Эйнштейн и Эльза должны были принять решение, что им делать и куда деваться, а пока они поселились на вилле в бельгийском курортном городке Ле-Кок-сюр-Мер. Ходили слухи, что жизнь Эйнштейна в опасности, и бельгийское правительство выделило ему двух охранников. В Берлине Планк, узнав о выходе Эйнштейна из Академии, вздохнул с облегчением. Это был единственный достойный способ порвать с Академией и “в то же время избавить друзей от безмерного огорчения и боли”, — написал он Эйнштейну29. В новой Германии мало кто был готов встать на его защиту.

Десятого мая 1933 года по Унтер-ден-Линден прошли маршем студенты и научные работники. Их одежда была украшена свастиками. Они несли факелы. На Операплац, напротив входа в Берлинский университет, разожгли костер.
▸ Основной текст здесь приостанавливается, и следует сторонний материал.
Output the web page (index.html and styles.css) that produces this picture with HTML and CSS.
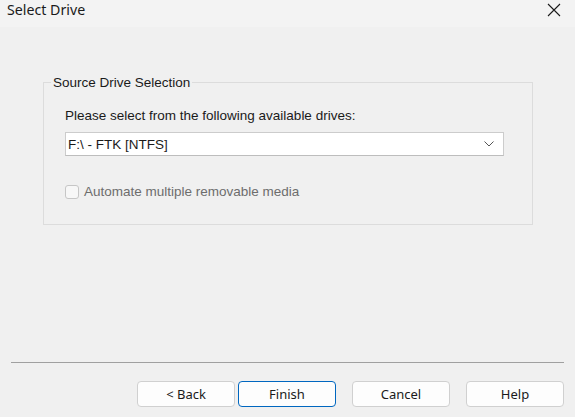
FILE: index.html
```html
<!DOCTYPE html>
<html lang="en">
<head>
    <meta charset="UTF-8">
    <title>Select Drive</title>
    <link rel="stylesheet" href="styles.css">
</head>
<body>
    <div class="window">
        <!-- Title Bar -->
        <div class="titlebar">
            <span class="title">Select Drive</span>
            <svg class="close" width="14" height="14" viewBox="0 0 14 14">
                <path d="M1 1 L13 13 M13 1 L1 13" stroke="#1a1a1a" stroke-width="1.1" fill="none"/>
            </svg>
        </div>

        <!-- Dialog Body -->
        <div class="content">
            <fieldset class="group">
                <legend>Source Drive Selection</legend>
                <div class="prompt">Please select from the following available drives:</div>
                <div class="dropdown">
                    <span>F:\ - FTK [NTFS]</span>
                    <svg width="10" height="6" viewBox="0 0 10 6">
                        <path d="M0.5 0.5 L5 5 L9.5 0.5" stroke="#555" stroke-width="1" fill="none"/>
                    </svg>
                </div>
                <label class="check disabled">
                    <span class="box"></span>
                    Automate multiple removable media
                </label>
            </fieldset>
        </div>

        <!-- Buttons -->
        <div class="footer">
            <div class="separator"></div>
            <div class="buttons">
                <button class="btn back">&lt; Back</button>
                <button class="btn primary">Finish</button>
                <button class="btn">Cancel</button>
                <button class="btn">Help</button>
            </div>
        </div>
    </div>
</body>
</html>
```

FILE: styles.css
```css
/* Global Styles */
body, html {
    margin: 0;
    padding: 0;
    background: #f0f0f0;
}

.window {
    width: 575px;
    height: 417px;
    display: flex;
    flex-direction: column;
    background: #f0f0f0;
    overflow: hidden;
}

/* Title Bar */
.titlebar {
    height: 27px;
    flex: none;
    display: flex;
    align-items: center;
    justify-content: space-between;
    background: #f3f3f3;
    padding: 0 14px 0 7px;
}

.title {
    font-family: 'Noto Sans', sans-serif;
    font-size: 14.2px;
    color: #1a1a1a;
    margin-top: -8px;
}

.close {
    margin-top: -8px;
}

/* Group Box */
.content {
    flex: 1;
    padding: 48px 43px 0 43px;
}

.group {
    margin: 0;
    width: 490px;
    height: 150px;
    box-sizing: border-box;
    border: 1px solid #dcdcdc;
    padding: 21px 21px 0 21px;
    font-family: 'Liberation Sans', Arial, sans-serif;
    font-size: 13.5px;
    color: #1a1a1a;
}

.group legend {
    padding: 0 2px;
    margin-left: -14px;
    line-height: 15px;
}

.prompt {
    line-height: 15px;
    margin-top: -3px;
}

/* Drop-down */
.dropdown {
    margin-top: 9px;
    width: 439px;
    height: 24px;
    box-sizing: border-box;
    border: 1px solid #cccccc;
    border-bottom-color: #bdbdbd;
    background: #ffffff;
    display: flex;
    align-items: center;
    justify-content: space-between;
    padding: 0 9px 0 2px;
}

/* Checkbox */
.check {
    display: flex;
    align-items: center;
    gap: 5px;
    margin-top: 28px;
    line-height: 15px;
}

.check.disabled {
    color: #6d6d6d;
}

.box {
    width: 14px;
    height: 14px;
    box-sizing: border-box;
    border: 1px solid #c6c6c6;
    border-radius: 3px;
    background: #f7f7f7;
}

/* Footer */
.footer {
    flex: none;
    padding: 0 11px 10px 11px;
}

.separator {
    height: 1px;
    background: #a0a0a0;
}

.buttons {
    display: flex;
    justify-content: flex-end;
    padding-top: 18px;
}

.btn {
    width: 98px;
    height: 26px;
    box-sizing: border-box;
    border: 1px solid #d0d0d0;
    border-radius: 4px;
    background: #fdfdfd;
    font-family: 'Noto Sans', sans-serif;
    font-size: 13px;
    color: #1a1a1a;
    padding: 0;
    margin-left: 16px;
}

.btn.back {
    margin-left: 0;
}

.btn.primary {
    margin-left: 3px;
    border-color: #0067c0;
}
```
В пламени сгорели двадцать тысяч книг из разграбленных городских библиотек и книжных магазинов. Сорокатысячная толпа наблюдала, как пламя пожирало книги “неарийских” и “жидо-большевистских” авторов: Маркса, Брехта, Фрейда, Золя, Пруста, Кафки, Эйнштейна. Сцена повторилась во всех крупных университетах страны, а люди вроде Планка, видевшие это, молчали и почти ничего не предпринимали. Сожжение книг оказалось только началом наступления нацистов на “дегенеративное” искусство и культуру вообще. Антисемитизм уже был легализован, и с немецкими евреями стали происходить очень важные события.

Закон “О восстановлении профессионального чиновничества” был принят 7 апреля 1933 года. Он затрагивал почти два миллиона государственных служащих и был направлен против социалистов, коммунистов и евреев. Статья 3 этого закона содержала печально известный “арийский параграф”: “Государственные служащие неарийского происхождения должны быть уволены”30. Закон определял неарийца как человека, у которого один из родителей или один/одна из дедушек/бабушек не являлся арийцем. Спустя шестьдесят два года (с 1871 года евреи постепенно становились неотъемлемой частью интеллектуальной и деловой элиты страны) государство опять возвело дискриминацию части своих граждан в ранг закона. С этого плацдарма нацисты вскоре начали наступление на евреев.

Университеты являлись государственными учреждениями, и очень скоро почти тысяча научных работников, включая триста тринадцать профессоров, были уволены или принуждены подать в отставку. Почти четверть физиков, работавших в Германии до 1933 года (среди них — половина всех теоретиков), покинули страну. Из тысячи шестисот ученых, уволенных к 1936 году, треть занималась естественными науками. Двадцать из них были или вскоре стали лауреатами Нобелевской премии: одиннадцать физиков, четыре химика и пять медиков31. Формально новый закон не относился ни к принятым на работу до Первой мировой войны, ни к ветеранам войны, ни к тем, кто потерял сына или отца во время войны. Но нацистская чистка продолжалась, и число подлежащих увольнению увеличивалось. Поэтому 16 мая 1933 года Планк — президент Общества содействия развитию науки им. кайзера Вильгельма — отправился на встречу с Гитлером. Он думал, ему удастся оградить немецкую науку от разрушения.